- **RECORDED INFORMATION**:
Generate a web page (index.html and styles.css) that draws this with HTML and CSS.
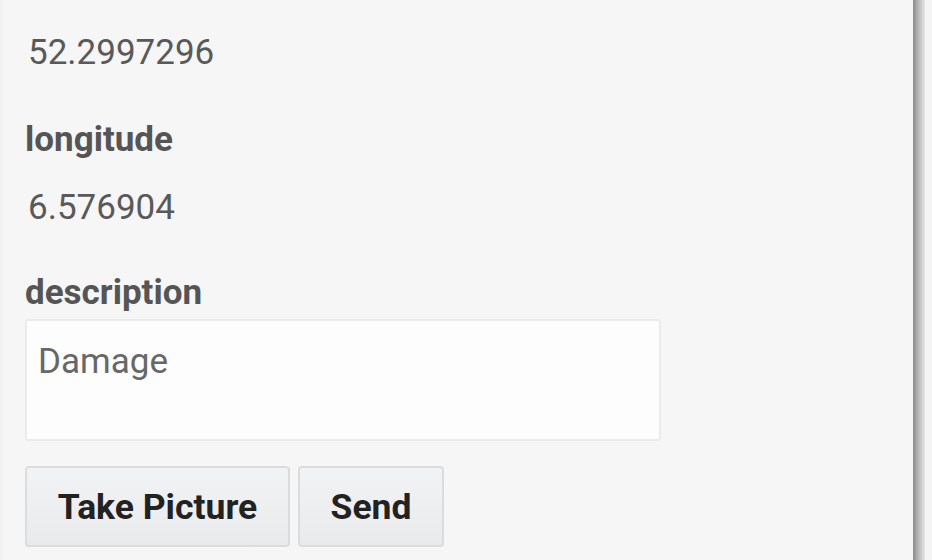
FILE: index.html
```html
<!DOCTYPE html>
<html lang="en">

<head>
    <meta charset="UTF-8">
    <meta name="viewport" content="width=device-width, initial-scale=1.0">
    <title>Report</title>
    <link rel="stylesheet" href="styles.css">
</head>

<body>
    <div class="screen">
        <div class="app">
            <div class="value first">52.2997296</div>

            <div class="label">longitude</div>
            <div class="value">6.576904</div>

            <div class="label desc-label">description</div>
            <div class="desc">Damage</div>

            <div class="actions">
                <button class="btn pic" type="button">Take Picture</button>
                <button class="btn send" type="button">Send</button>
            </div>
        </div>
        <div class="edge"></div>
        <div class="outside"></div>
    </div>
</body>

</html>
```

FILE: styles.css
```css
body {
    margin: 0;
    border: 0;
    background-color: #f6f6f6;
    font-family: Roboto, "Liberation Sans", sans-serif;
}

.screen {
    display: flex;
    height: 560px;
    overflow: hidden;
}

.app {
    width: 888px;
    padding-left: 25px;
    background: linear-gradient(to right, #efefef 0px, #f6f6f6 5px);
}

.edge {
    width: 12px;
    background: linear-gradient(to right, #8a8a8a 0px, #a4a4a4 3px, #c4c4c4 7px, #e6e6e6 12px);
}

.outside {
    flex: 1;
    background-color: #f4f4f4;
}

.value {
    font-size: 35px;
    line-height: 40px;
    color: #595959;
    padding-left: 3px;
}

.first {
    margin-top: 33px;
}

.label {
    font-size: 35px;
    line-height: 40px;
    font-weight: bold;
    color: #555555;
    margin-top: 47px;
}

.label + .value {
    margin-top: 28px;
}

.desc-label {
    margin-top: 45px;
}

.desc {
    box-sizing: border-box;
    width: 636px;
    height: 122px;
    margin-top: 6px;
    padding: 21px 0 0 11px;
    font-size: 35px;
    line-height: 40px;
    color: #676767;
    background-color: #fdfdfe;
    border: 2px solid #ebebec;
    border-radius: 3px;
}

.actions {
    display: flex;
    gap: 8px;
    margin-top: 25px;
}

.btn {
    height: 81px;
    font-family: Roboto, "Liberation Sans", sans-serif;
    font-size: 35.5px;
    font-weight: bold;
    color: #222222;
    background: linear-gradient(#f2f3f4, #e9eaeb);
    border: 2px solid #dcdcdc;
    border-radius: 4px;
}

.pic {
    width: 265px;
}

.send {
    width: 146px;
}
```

- **DIRECTIONS FOR THIS TASK**:
Without the pictures, repeat the listing above exactly.

- **THE COMPLETED TASK**:
Generate a web page (index.html and styles.css) that draws this with HTML and CSS.
FILE: index.html
```html
<!DOCTYPE html>
<html lang="en">

<head>
    <meta charset="UTF-8">
    <meta name="viewport" content="width=device-width, initial-scale=1.0">
    <title>Report</title>
    <link rel="stylesheet" href="styles.css">
</head>

<body>
    <div class="screen">
        <div class="app">
            <div class="value first">52.2997296</div>

            <div class="label">longitude</div>
            <div class="value">6.576904</div>

            <div class="label desc-label">description</div>
            <div class="desc">Damage</div>

            <div class="actions">
                <button class="btn pic" type="button">Take Picture</button>
                <button class="btn send" type="button">Send</button>
            </div>
        </div>
        <div class="edge"></div>
        <div class="outside"></div>
    </div>
</body>

</html>
```

FILE: styles.css
```css
body {
    margin: 0;
    border: 0;
    background-color: #f6f6f6;
    font-family: Roboto, "Liberation Sans", sans-serif;
}

.screen {
    display: flex;
    height: 560px;
    overflow: hidden;
}

.app {
    width: 888px;
    padding-left: 25px;
    background: linear-gradient(to right, #efefef 0px, #f6f6f6 5px);
}

.edge {
    width: 12px;
    background: linear-gradient(to right, #8a8a8a 0px, #a4a4a4 3px, #c4c4c4 7px, #e6e6e6 12px);
}

.outside {
    flex: 1;
    background-color: #f4f4f4;
}

.value {
    font-size: 35px;
    line-height: 40px;
    color: #595959;
    padding-left: 3px;
}

.first {
    margin-top: 33px;
}

.label {
    font-size: 35px;
    line-height: 40px;
    font-weight: bold;
    color: #555555;
    margin-top: 47px;
}

.label + .value {
    margin-top: 28px;
}

.desc-label {
    margin-top: 45px;
}

.desc {
    box-sizing: border-box;
    width: 636px;
    height: 122px;
    margin-top: 6px;
    padding: 21px 0 0 11px;
    font-size: 35px;
    line-height: 40px;
    color: #676767;
    background-color: #fdfdfe;
    border: 2px solid #ebebec;
    border-radius: 3px;
}

.actions {
    display: flex;
    gap: 8px;
    margin-top: 25px;
}

.btn {
    height: 81px;
    font-family: Roboto, "Liberation Sans", sans-serif;
    font-size: 35.5px;
    font-weight: bold;
    color: #222222;
    background: linear-gradient(#f2f3f4, #e9eaeb);
    border: 2px solid #dcdcdc;
    border-radius: 4px;
}

.pic {
    width: 265px;
}

.send {
    width: 146px;
}
```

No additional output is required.